The markets dealt us another one of those days, plunging like there was no bottom, but then recovering much of the loss in the last hour of trading. One of the lessons I am learning is not to panic early; wait until late in the day to hedge positions. Of course, I still closed several stock positions this morning, but I waited to see if hedging my condor put spreads on SPX and RUT was necessary.

SPX lost $27 when the dust settled, closing at $1853. SPX hit a low earlier today at $1828, very close to the low hit intraday on January 20th. RUT traded similarly, closing at $956, down $16. Today's intraday low on RUT was $956, very close to the January 20th intraday low. The price action in the markets certainly looks like a retesting of correction lows, but the constant drumbeat of "end of days" commentary is disconcerting.
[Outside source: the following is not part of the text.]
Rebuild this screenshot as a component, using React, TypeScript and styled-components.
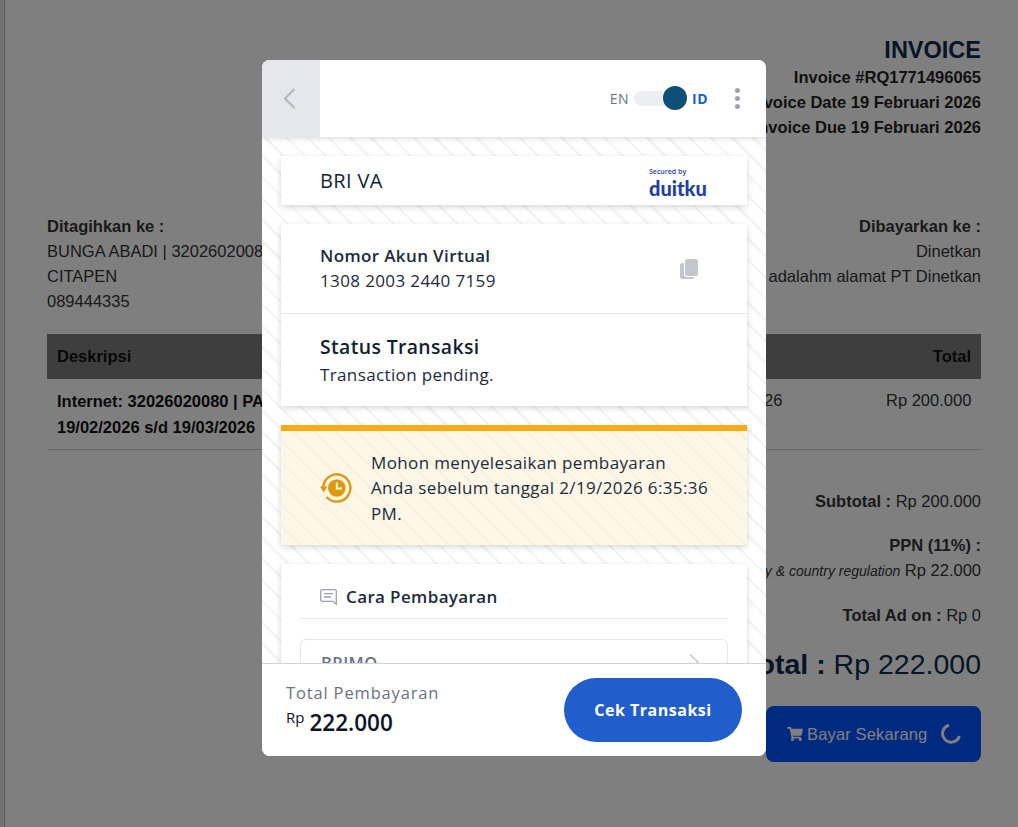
import { FC } from "react";
import styled, { createGlobalStyle } from "styled-components";

const GlobalStyle = createGlobalStyle`
  html, body {
    margin: 0;
    padding: 0;
    background: #dfe2e7;
  }

  * {
    box-sizing: border-box;
  }
`;

const App: FC = () => {
  return (
    <>
      <GlobalStyle />
      <InvoicePage>
        <InvoiceHead>
          <InvoiceTitle>INVOICE</InvoiceTitle>
          <InvoiceMeta>Invoice #RQ1771496065</InvoiceMeta>
          <InvoiceMeta>Invoice Date 19 Februari 2026</InvoiceMeta>
          <InvoiceMeta>Invoice Due 19 Februari 2026</InvoiceMeta>
        </InvoiceHead>

        <Parties>
          <div>
            <strong>Ditagihkan ke :</strong>
            <br />
            BUNGA ABADI | 32026020080
            <br />
            CITAPEN
            <br />
            089444335
          </div>
          <PartyRight>
            <strong>Dibayarkan ke :</strong>
            <br />
            Dinetkan
            <br />
            Ini adalahm alamat PT Dinetkan
          </PartyRight>
        </Parties>

        <TableHead>
          <span>Deskripsi</span>
          <span>Total</span>
        </TableHead>
        <TableRow>
          <RowTitle>
            Internet: 32026020080 | PAKET
            <br />
            19/02/2026 s/d 19/03/2026
          </RowTitle>
          <RowQty>26</RowQty>
          <RowAmount>Rp 200.000</RowAmount>
        </TableRow>

        <Summary>
          <SummaryLine>
            <strong>Subtotal :</strong> Rp 200.000
          </SummaryLine>
          <SummaryLine>
            <strong>PPN (11%) :</strong>
            <br />
            <TaxNote>Tax by city &amp; country regulation</TaxNote> Rp 22.000
          </SummaryLine>
          <SummaryLine>
            <strong>Total Ad on :</strong> Rp 0
          </SummaryLine>
          <GrandTotal>
            <strong>Total :</strong> Rp 222.000
          </GrandTotal>
          <PayButton>
            <svg width="16" height="14" viewBox="0 0 576 512" fill="currentColor">
              <path d="M528 301.3l47.3-208C578.7 78.3 567.3 64 552 64H159.2l-9.2-44.8C147.8 8 137.9 0 126.5 0H24C10.7 0 0 10.7 0 24v16c0 13.3 10.7 24 24 24h69.9l70.2 343.4C147.3 417.1 136 435.2 136 456c0 30.9 25.1 56 56 56s56-25.1 56-56c0-15.7-6.4-29.8-16.8-40h209.6C430.4 426.2 424 440.3 424 456c0 30.9 25.1 56 56 56s56-25.1 56-56c0-22.2-12.9-41.3-31.6-50.4l5.5-24.3c3.4-15-8-29.3-23.4-29.3H218.1l-6.5-32h293c11.2 0 20.9-7.8 23.4-18.7z" />
            </svg>
            Bayar Sekarang
            <Spinner viewBox="0 0 20 20" width="20" height="20" fill="none">
              <path d="M8 1.2A8.6 8.6 0 1 0 18.4 12" stroke="currentColor" strokeWidth="3" />
            </Spinner>
          </PayButton>
        </Summary>
      </InvoicePage>

      <Backdrop>
        <Modal>
          <ModalHeader>
            <BackButton aria-label="back">
              <svg width="13" height="21" viewBox="0 0 13 21" fill="none">
                <path d="M11.5 1 L2 10.5 L11.5 20" stroke="#b1b5bb" strokeWidth="2" />
              </svg>
            </BackButton>
            <LangSwitch>
              <LangLabel>EN</LangLabel>
              <SwitchTrack>
                <SwitchKnob />
              </SwitchTrack>
              <LangLabel $active>ID</LangLabel>
            </LangSwitch>
            <MoreDots>
              <i />
              <i />
              <i />
            </MoreDots>
          </ModalHeader>

          <ModalBody>
            <MethodCard>
              <MethodName>BRI VA</MethodName>
              <DuitkuLogo>
                <SecuredBy>Secured by</SecuredBy>
                <DuitkuWord>duitku</DuitkuWord>
              </DuitkuLogo>
            </MethodCard>

            <InfoCard>
              <InfoRow>
                <InfoText>
                  <InfoLabel>Nomor Akun Virtual</InfoLabel>
                  <InfoValue>1308 2003 2440 7159</InfoValue>
                </InfoText>
                <svg width="18" height="20" viewBox="0 0 18 20" fill="#c3c6cb">
                  <path d="M5 2.2C5 1 6 0 7.2 0h8.6C17 0 18 1 18 2.2v12.6c0 1.2-1 2.2-2.2 2.2H7.2C6 17 5 16 5 14.8z" />
                  <path d="M0 6.2C0 5 1 4 2.2 4H4v11.2C4 16.8 5.2 18 6.8 18H14v.2c0 1-.8 1.8-1.8 1.8H2.2C1 20 0 19 0 17.8z" />
                </svg>
              </InfoRow>
              <StatusRow>
                <StatusTitle>Status Transaksi</StatusTitle>
                <InfoValue>Transaction pending.</InfoValue>
              </StatusRow>
            </InfoCard>

            <WarningCard>
              <svg width="32" height="30" viewBox="0 0 32 30" fill="none">
                <path d="M3.2 14A13.6 13.6 0 1 1 6.6 24" stroke="#de9a0f" strokeWidth="2.4" />
                <path d="M0 13.5h7.4L3.7 19.5z" fill="#de9a0f" />
                <circle cx="16.8" cy="15" r="8.8" fill="#de9a0f" />
                <path d="M16.8 9.5V15.5H22" stroke="#fdf6e8" strokeWidth="2" />
              </svg>
              <WarningText>
                Mohon menyelesaikan pembayaran
                <br />
                Anda sebelum tanggal 2/19/2026 6:35:36 PM.
              </WarningText>
            </WarningCard>

            <GuideCard>
              <GuideHead>
                <svg width="17" height="16" viewBox="0 0 17 16" fill="none" stroke="#9ba1aa" strokeWidth="1.3">
                  <path d="M2 .7h13c.7 0 1.3.6 1.3 1.3v13.2L13 12.3H2c-.7 0-1.3-.6-1.3-1.3V2C.7 1.3 1.3.7 2 .7z" />
                  <path d="M4 4.6h9M4 8h7" />
                </svg>
                <GuideTitle>Cara Pembayaran</GuideTitle>
              </GuideHead>
              <GuideItem>
                <span>BRIMO</span>
                <svg width="12" height="18" viewBox="0 0 12 18" fill="none">
                  <path d="M2 1.5 L10 9 L2 16.5" stroke="#c4c8ce" strokeWidth="1.5" />
                </svg>
              </GuideItem>
            </GuideCard>
          </ModalBody>

          <ModalFooter>
            <div>
              <TotalLabel>Total Pembayaran</TotalLabel>
              <TotalValue>
                <sup>Rp</sup>
                222.000
              </TotalValue>
            </div>
            <CheckButton>Cek Transaksi</CheckButton>
          </ModalFooter>
        </Modal>
      </Backdrop>
    </>
  );
};

const modalFont = `"Open Sans", "Noto Sans", sans-serif`;

const InvoicePage = styled.div`
  width: 1014px;
  height: 827px;
  margin-left: 4px;
  overflow: hidden;
  padding: 36px 37px 0 42px;
  border-left: 1px solid #bcbcbc;
  background: #fff;
  font-family: "Liberation Sans", Arial, sans-serif;
  font-size: 16.5px;
  line-height: 25px;
  color: #333;
`;

const InvoiceHead = styled.div`
  text-align: right;
  font-weight: 700;
`;

const InvoiceTitle = styled.div`
  font-size: 23.5px;
  line-height: 29px;
  color: #0a2a4a;
`;

const InvoiceMeta = styled.div`
  color: #222;
`;

const Parties = styled.div`
  display: flex;
  justify-content: space-between;
  margin-top: 74px;
`;

const PartyRight = styled.div`
  text-align: right;
`;

const TableHead = styled.div`
  display: flex;
  justify-content: space-between;
  align-items: center;
  height: 45px;
  margin-top: 20px;
  padding: 0 10px;
  background: #7d7d7d;
  font-weight: 700;
  color: #111;
`;

const TableRow = styled.div`
  display: flex;
  height: 71px;
  padding: 9px 10px 0;
  border-bottom: 1px solid #ccc;
`;

const RowTitle = styled.div`
  flex: 1;
  font-weight: 700;
  line-height: 26px;
  color: #111;
`;

const RowQty = styled.div`
  width: 122px;
`;

const RowAmount = styled.div`
  width: 85px;
  text-align: right;
  white-space: nowrap;
`;

const Summary = styled.div`
  display: flex;
  flex-direction: column;
  align-items: flex-end;
  margin-top: 39px;
  text-align: right;
`;

const SummaryLine = styled.div`
  margin-bottom: 19px;
`;

const TaxNote = styled.em`
  font-size: 14px;
`;

const GrandTotal = styled.div`
  font-size: 28.5px;
  line-height: 34px;
  color: #0a2a4a;
`;

const PayButton = styled.button`
  display: flex;
  align-items: center;
  gap: 4px;
  width: 215px;
  height: 56px;
  margin-top: 25px;
  padding: 0 0 0 21px;
  border: 0;
  border-radius: 8px;
  background: #0054ff;
  color: #fff;
  font: inherit;
  letter-spacing: 0.15px;
`;

const Spinner = styled.svg`
  margin-left: 10px;
`;

const Backdrop = styled.div`
  position: fixed;
  inset: 0;
  background: rgba(0, 0, 0, 0.5);
  display: flex;
  justify-content: center;
  align-items: flex-start;
  padding: 60px 0 0 10px;
`;

const Modal = styled.div`
  display: flex;
  flex-direction: column;
  width: 504px;
  height: 696px;
  border-radius: 8px;
  overflow: hidden;
  background: #fff;
  font-family: ${modalFont};
  font-size: 17px;
  letter-spacing: 0.37px;
  color: #1c2b3a;
`;

const ModalHeader = styled.div`
  position: relative;
  z-index: 1;
  display: flex;
  align-items: center;
  flex: 0 0 77px;
  background: #fff;
  box-shadow: 0 1px 6px rgba(0, 0, 0, 0.16);
`;

const BackButton = styled.button`
  display: flex;
  align-items: center;
  justify-content: center;
  align-self: stretch;
  width: 58px;
  padding: 0 4px 0 0;
  border: 0;
  background: #e5e7eb;
`;

const LangSwitch = styled.div`
  display: flex;
  align-items: center;
  gap: 5px;
  margin-left: auto;
`;

const LangLabel = styled.span<{ $active?: boolean }>`
  font-size: 14px;
  line-height: 20px;
  letter-spacing: 0.5px;
  font-weight: ${(p) => (p.$active ? 700 : 400)};
  color: ${(p) => (p.$active ? "#225dcc" : "#6b7280")};
`;

const SwitchTrack = styled.div`
  position: relative;
  width: 53px;
  height: 15px;
  border-radius: 8px;
  background: #eceef1;
`;

const SwitchKnob = styled.div`
  position: absolute;
  top: -5px;
  right: 0;
  width: 24px;
  height: 24px;
  border-radius: 50%;
  background: #0d4f78;
`;

const MoreDots = styled.div`
  display: flex;
  flex-direction: column;
  gap: 3px;
  margin: 0 26px 0 27px;

  i {
    display: block;
    width: 5px;
    height: 5px;
    border-radius: 50%;
    background: #9ca3af;
  }
`;

const ModalBody = styled.div`
  flex: 1;
  min-height: 0;
  overflow: hidden;
  display: flex;
  flex-direction: column;
  gap: 19px;
  padding: 19px 19px 0;
  background: repeating-linear-gradient(
    45deg,
    #fff 0,
    #fff 12.5px,
    #f4f4f5 12.5px,
    #f4f4f5 15px
  );
`;

const Card = styled.div`
  flex: none;
  background: #fff;
  box-shadow: 0 2px 6px rgba(0, 0, 0, 0.16);
`;

const MethodCard = styled(Card)`
  display: flex;
  align-items: center;
  justify-content: space-between;
  height: 49px;
  padding: 0 39px;
`;

const MethodName = styled.div`
  font-size: 20px;
  line-height: 26px;
  font-weight: 500;
  color: #0f1f33;
`;

const DuitkuLogo = styled.div`
  display: flex;
  flex-direction: column;
  width: 60px;
  margin-top: 6px;
  color: #263f9e;
`;

const SecuredBy = styled.span`
  font-size: 7px;
  line-height: 9px;
  font-weight: 600;
  letter-spacing: 0;
  padding-left: 1px;
`;

const DuitkuWord = styled.span`
  font-family: Lato, ${modalFont};
  font-size: 20px;
  line-height: 24px;
  font-weight: 900;
  letter-spacing: 0;
  padding-left: 1px;
`;

const InfoCard = styled(Card)``;

const InfoRow = styled.div`
  display: flex;
  align-items: center;
  justify-content: space-between;
  height: 90px;
  padding: 0 49px 0 39px;
  border-bottom: 1px solid #e5e7eb;
`;

const InfoText = styled.div`
  margin-bottom: 2px;
`;

const InfoLabel = styled.div`
  line-height: 25px;
  font-weight: 600;
`;

const InfoValue = styled.div`
  line-height: 25px;
`;

const StatusRow = styled.div`
  height: 92px;
  padding: 20px 39px 0;
`;

const StatusTitle = styled.div`
  font-size: 19.4px;
  line-height: 25px;
  font-weight: 600;
  color: #111f30;
  margin-bottom: 3px;
`;

const WarningCard = styled(Card)`
  display: flex;
  align-items: center;
  gap: 19px;
  height: 120px;
  padding: 0 26px 0 39px;
  border-top: 6px solid #f8ac16;
  background: repeating-linear-gradient(
    45deg,
    #fef6e7 0,
    #fef6e7 13px,
    #f8efdf 13px,
    #f8efdf 15px
  );
`;

const WarningText = styled.div`
  line-height: 25.5px;
  flex: 0 0 350px;
`;

const GuideCard = styled(Card)`
  padding: 0 19px 40px;
`;

const GuideHead = styled.div`
  display: flex;
  align-items: center;
  gap: 9px;
  height: 55px;
  padding: 12px 0 0 20px;
  border-bottom: 1px solid #e5e7eb;
`;

const GuideTitle = styled.div`
  line-height: 24px;
  font-weight: 600;
`;

const GuideItem = styled.div`
  display: flex;
  align-items: center;
  justify-content: space-between;
  height: 46px;
  margin-top: 20px;
  padding: 0 27px 0 20px;
  border: 1px solid #e5e7eb;
  border-radius: 6px;
  font-size: 16.5px;
  font-weight: 600;
  color: #6b7280;
`;

const ModalFooter = styled.div`
  position: relative;
  z-index: 1;
  display: flex;
  align-items: center;
  justify-content: space-between;
  flex: 0 0 93px;
  padding: 0 24px;
  border-top: 1px solid #d1d5db;
  background: #fff;
`;

const TotalLabel = styled.div`
  font-size: 16.5px;
  line-height: 22px;
  letter-spacing: 0.85px;
  margin-bottom: 4px;
  color: #6b7280;
`;

const TotalValue = styled.div`
  font-size: 22.5px;
  line-height: 30px;
  font-weight: 600;
  letter-spacing: 0;
  color: #0b1422;

  sup {
    font-size: 15px;
    line-height: 0;
    font-weight: 400;
    margin-right: 5px;
  }
`;

const CheckButton = styled.button`
  width: 178px;
  height: 64px;
  border: 0;
  border-radius: 32px;
  background: #225dcc;
  color: #fff;
  font-family: ${modalFont};
  font-size: 16px;
  font-weight: 700;
  letter-spacing: 0.5px;
`;

export default App;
The implied volatility on SPX, the VIX, rose to 26% today - hardly panic levels. Normally, I would interpret this volatility as suggesting that the large institutional players aren't that concerned. But that doesn't match any of the financial commentary.

Trading volume was mixed with increased volume of the S&P 500 stocks trading at 3.9 billion shares vs. the 50 dma at 2.8B. Trading on the NYSE was down 8%, but higher by 12% on NASDAQ.

What is a trader to do? In short, hide. I still have a few positions open, but I am mostly in cash. I thought we were seeing the bounce January 20th, and I ventured out and took a hit. I will be far more cautious about getting back in the market.

There wasn't any significant economic data out today. Oil prices were down modestly. It's unclear what drove the intense selling this morning. Speculation of an imminent recession here in the states was common as were the usual worries about China.

Take two aspirin and go to bed. I'm going to study my thesaurus. You millenials will have to Google that.